## start Source records

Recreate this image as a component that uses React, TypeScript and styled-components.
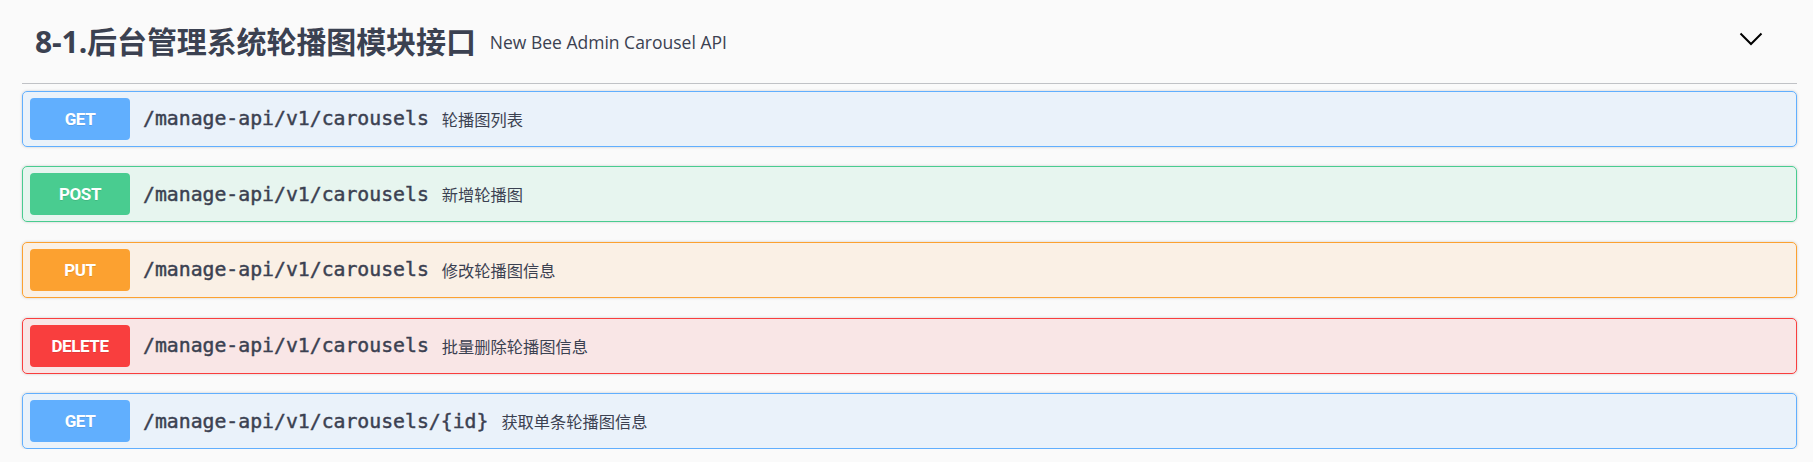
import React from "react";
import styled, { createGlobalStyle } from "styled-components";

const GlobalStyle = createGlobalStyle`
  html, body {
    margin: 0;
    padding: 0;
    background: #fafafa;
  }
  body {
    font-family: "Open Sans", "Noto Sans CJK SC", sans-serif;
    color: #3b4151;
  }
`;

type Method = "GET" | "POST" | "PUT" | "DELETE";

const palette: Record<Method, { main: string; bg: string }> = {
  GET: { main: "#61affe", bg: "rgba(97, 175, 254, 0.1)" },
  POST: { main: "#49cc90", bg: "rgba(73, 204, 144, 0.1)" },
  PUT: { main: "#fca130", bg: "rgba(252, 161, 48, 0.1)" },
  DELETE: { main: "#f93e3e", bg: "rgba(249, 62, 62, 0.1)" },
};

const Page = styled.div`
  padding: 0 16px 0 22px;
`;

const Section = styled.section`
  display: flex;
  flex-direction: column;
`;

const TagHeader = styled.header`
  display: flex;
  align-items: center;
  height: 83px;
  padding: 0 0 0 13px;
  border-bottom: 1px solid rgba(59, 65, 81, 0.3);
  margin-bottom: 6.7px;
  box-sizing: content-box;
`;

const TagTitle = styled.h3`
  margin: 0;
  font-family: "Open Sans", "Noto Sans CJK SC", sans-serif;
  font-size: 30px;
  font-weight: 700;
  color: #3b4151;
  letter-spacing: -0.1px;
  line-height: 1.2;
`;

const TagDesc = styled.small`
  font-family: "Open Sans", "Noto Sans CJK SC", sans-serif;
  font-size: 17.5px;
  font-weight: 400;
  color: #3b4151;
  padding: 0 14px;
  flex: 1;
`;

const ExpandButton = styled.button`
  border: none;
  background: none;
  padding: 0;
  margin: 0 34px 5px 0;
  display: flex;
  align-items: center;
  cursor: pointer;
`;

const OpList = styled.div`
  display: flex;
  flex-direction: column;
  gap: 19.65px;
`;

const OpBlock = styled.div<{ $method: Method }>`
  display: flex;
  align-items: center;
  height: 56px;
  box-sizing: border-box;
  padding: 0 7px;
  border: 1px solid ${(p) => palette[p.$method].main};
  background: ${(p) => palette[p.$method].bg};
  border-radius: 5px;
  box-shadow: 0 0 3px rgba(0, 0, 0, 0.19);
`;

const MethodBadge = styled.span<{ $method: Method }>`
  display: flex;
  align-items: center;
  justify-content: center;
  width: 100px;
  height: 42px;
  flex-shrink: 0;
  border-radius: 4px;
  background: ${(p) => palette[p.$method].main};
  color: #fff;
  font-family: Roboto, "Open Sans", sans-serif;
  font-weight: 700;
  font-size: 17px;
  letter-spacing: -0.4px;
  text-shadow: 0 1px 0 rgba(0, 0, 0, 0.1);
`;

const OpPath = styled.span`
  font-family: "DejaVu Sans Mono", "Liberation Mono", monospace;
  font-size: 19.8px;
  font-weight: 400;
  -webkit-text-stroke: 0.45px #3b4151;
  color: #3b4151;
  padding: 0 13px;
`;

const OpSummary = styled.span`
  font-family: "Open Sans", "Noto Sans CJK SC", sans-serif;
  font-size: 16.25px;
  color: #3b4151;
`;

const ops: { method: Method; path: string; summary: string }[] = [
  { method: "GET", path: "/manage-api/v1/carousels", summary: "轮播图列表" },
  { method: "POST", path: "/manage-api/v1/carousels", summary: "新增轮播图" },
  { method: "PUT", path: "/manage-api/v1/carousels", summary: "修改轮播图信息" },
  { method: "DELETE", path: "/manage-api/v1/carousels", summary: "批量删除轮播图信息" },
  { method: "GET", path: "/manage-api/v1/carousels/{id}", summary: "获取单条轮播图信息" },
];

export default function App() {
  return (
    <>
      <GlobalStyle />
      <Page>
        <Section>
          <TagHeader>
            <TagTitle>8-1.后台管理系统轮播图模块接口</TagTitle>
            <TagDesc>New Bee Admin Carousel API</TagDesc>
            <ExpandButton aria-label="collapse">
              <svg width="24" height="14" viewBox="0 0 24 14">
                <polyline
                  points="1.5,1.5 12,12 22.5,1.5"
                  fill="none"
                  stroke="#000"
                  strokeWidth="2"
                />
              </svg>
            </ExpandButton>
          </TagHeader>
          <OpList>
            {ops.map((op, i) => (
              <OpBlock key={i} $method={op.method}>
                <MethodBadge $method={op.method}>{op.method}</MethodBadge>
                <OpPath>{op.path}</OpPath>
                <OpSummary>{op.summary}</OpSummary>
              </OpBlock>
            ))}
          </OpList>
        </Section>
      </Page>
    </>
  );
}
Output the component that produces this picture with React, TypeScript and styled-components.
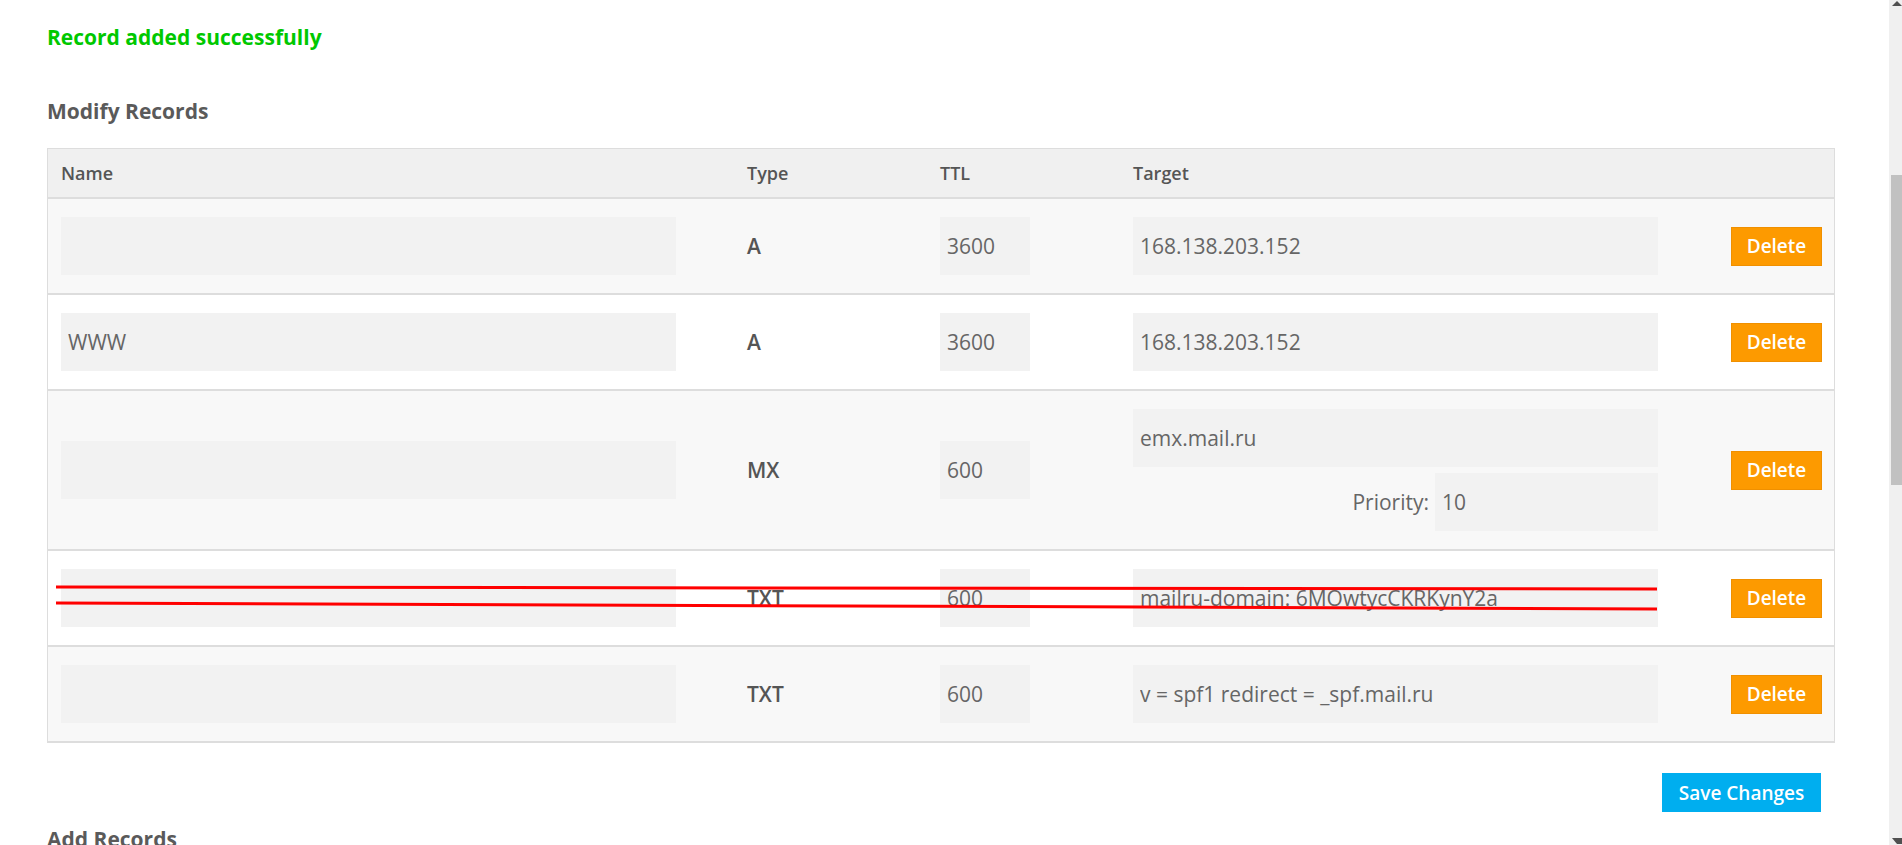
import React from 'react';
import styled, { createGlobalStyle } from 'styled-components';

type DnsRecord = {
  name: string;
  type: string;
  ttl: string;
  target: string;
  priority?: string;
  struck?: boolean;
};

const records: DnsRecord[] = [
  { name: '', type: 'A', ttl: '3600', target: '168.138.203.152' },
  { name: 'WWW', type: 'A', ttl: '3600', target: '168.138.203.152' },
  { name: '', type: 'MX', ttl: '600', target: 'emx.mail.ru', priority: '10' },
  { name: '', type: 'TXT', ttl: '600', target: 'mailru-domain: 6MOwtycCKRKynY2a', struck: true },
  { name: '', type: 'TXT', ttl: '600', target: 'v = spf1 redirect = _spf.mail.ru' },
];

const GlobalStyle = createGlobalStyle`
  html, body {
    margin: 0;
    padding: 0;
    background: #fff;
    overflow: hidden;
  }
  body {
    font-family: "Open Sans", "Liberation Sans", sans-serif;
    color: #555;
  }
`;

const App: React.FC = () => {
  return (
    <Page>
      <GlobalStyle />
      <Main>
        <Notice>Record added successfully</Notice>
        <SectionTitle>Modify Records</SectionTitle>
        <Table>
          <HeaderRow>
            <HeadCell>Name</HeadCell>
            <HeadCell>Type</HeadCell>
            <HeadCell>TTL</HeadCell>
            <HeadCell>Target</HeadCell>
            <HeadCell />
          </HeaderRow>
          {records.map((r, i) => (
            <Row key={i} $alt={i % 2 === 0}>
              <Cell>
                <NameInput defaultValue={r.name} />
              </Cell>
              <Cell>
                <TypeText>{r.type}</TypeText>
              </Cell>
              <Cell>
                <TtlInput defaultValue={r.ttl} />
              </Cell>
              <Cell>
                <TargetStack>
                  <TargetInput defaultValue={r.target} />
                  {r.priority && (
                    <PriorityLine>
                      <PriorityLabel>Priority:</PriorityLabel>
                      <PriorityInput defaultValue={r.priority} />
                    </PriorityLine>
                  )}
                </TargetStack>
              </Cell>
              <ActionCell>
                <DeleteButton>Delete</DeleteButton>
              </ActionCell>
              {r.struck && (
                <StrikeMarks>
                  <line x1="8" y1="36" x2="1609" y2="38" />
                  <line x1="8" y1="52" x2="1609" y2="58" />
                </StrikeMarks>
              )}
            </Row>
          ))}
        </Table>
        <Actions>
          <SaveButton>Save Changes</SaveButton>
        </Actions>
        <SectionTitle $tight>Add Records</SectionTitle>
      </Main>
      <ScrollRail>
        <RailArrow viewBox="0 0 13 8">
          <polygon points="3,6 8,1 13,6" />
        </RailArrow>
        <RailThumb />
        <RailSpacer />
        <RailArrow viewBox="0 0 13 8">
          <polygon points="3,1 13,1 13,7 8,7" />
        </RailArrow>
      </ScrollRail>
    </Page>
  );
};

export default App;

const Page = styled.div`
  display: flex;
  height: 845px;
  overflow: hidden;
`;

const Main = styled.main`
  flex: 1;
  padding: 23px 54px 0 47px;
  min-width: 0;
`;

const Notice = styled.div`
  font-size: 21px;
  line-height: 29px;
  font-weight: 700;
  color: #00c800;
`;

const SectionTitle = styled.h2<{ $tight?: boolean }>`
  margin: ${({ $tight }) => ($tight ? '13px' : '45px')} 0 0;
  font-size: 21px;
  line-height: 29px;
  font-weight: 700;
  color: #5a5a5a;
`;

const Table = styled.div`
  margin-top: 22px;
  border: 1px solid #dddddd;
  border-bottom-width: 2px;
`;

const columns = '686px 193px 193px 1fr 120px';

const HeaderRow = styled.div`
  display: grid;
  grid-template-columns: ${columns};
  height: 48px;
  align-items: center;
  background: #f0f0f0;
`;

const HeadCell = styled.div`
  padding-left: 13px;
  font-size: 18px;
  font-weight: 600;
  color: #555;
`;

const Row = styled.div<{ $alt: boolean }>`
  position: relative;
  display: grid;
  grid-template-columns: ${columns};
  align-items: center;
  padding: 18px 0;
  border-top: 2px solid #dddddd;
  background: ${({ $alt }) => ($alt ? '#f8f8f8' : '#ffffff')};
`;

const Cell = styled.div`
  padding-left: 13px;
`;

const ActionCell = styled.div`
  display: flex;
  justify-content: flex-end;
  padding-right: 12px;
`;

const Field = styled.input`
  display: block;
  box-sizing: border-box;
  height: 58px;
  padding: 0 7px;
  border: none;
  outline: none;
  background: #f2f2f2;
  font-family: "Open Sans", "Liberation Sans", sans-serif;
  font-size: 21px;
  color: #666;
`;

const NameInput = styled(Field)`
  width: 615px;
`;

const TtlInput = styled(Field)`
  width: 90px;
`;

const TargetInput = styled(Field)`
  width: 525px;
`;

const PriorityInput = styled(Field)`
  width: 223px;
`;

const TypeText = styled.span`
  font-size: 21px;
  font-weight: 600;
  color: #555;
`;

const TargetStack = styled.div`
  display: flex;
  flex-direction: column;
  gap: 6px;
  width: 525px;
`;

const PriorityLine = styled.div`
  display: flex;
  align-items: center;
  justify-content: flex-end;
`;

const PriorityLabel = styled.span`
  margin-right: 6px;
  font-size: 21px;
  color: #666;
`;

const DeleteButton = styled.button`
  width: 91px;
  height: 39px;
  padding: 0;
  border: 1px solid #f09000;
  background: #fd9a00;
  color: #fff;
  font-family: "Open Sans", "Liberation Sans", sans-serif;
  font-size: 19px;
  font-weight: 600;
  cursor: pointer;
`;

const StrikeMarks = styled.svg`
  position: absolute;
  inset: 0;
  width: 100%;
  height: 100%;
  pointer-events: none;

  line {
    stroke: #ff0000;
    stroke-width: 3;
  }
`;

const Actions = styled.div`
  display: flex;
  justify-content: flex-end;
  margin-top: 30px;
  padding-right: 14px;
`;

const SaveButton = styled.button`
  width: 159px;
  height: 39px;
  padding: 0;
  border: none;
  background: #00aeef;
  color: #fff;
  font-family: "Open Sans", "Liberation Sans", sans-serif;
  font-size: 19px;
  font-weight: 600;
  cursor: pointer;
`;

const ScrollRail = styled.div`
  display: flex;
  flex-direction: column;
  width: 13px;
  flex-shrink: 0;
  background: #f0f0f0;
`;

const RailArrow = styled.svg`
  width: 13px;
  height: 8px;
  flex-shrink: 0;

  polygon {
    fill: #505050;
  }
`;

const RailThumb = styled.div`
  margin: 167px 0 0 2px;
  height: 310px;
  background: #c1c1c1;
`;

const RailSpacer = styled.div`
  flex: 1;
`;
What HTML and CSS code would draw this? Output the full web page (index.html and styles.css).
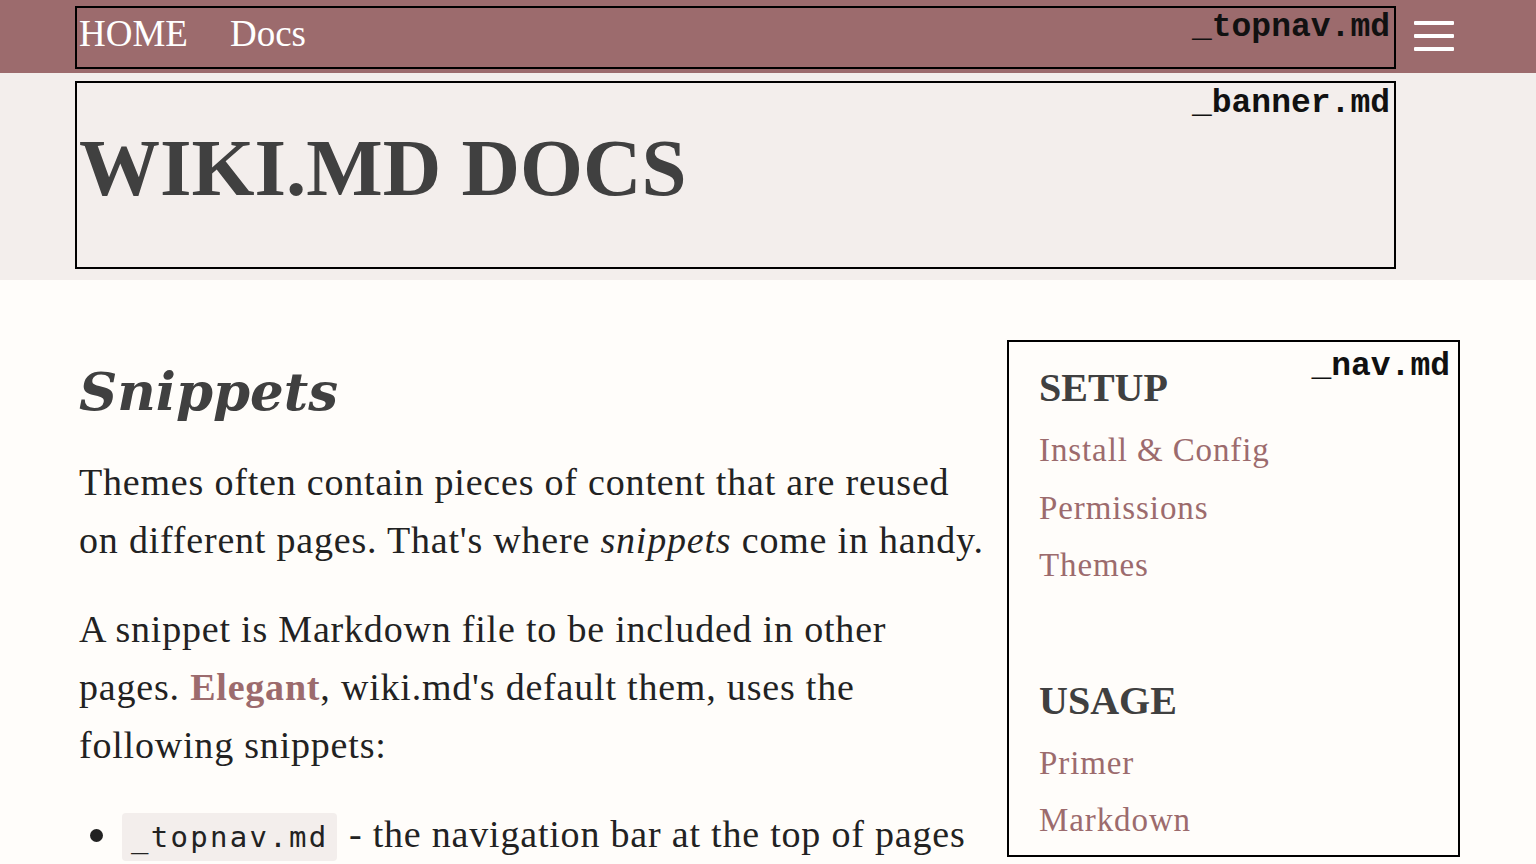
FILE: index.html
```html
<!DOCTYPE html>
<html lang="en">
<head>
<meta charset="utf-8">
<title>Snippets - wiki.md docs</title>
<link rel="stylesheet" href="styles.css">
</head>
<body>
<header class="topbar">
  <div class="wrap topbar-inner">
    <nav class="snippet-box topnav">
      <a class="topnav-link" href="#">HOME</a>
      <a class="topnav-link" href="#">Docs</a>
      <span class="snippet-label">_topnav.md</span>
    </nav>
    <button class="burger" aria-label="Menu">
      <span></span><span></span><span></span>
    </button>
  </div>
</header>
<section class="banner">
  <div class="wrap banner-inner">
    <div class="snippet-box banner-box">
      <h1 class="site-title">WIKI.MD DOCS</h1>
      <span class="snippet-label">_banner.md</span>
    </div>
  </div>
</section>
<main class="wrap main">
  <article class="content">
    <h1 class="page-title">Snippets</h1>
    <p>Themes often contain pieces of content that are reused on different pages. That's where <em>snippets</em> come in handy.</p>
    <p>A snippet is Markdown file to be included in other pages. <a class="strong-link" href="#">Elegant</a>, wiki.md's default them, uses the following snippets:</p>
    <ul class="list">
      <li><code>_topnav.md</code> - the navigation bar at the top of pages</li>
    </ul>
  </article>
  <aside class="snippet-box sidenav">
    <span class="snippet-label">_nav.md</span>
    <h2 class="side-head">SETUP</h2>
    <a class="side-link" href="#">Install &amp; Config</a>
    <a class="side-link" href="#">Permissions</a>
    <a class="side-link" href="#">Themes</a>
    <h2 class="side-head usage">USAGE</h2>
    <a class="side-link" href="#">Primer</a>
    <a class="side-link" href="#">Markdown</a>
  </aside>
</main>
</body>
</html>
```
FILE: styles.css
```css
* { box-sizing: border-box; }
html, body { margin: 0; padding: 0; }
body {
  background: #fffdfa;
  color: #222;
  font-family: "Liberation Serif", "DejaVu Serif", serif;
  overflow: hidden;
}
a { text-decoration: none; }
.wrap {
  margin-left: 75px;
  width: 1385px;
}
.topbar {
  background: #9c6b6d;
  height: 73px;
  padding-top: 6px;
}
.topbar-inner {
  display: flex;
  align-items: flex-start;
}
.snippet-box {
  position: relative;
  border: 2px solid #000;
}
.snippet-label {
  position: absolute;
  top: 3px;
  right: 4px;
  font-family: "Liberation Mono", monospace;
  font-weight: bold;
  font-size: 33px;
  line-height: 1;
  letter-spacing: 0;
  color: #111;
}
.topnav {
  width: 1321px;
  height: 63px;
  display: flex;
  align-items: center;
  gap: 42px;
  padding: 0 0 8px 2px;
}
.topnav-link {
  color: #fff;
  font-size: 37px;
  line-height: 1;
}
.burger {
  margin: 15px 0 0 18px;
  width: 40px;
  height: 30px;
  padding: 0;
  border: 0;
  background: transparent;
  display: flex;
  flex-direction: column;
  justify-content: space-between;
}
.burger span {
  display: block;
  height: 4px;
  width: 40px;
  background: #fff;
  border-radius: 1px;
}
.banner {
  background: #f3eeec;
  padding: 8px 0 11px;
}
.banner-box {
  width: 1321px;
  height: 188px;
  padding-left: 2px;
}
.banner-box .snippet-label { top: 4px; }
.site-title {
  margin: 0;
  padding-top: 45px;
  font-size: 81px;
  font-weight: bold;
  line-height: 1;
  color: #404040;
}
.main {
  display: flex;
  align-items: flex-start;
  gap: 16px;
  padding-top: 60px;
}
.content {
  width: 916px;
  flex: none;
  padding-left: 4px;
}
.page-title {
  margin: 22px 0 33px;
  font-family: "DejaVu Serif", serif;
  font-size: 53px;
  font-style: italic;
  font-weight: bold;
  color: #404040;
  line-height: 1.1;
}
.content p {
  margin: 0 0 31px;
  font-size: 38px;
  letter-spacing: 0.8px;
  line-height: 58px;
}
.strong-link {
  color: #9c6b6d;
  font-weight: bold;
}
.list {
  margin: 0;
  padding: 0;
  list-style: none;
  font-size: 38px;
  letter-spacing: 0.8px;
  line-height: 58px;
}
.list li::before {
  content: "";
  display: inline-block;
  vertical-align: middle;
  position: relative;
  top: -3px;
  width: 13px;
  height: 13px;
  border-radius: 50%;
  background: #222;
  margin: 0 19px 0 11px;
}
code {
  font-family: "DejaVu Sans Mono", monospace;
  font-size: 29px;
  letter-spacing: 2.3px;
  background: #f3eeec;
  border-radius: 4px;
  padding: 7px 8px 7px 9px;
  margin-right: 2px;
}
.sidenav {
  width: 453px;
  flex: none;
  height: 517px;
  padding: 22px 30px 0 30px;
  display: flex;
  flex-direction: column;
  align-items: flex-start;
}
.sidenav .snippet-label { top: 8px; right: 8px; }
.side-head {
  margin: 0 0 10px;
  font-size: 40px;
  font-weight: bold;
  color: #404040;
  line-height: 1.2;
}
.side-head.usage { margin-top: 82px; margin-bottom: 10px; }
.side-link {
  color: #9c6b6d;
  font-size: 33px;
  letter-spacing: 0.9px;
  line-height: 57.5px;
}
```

## end Source records

### Exercise objective
Only the number is wanted: how many lines in the data include the word "styles"?

### Result below
3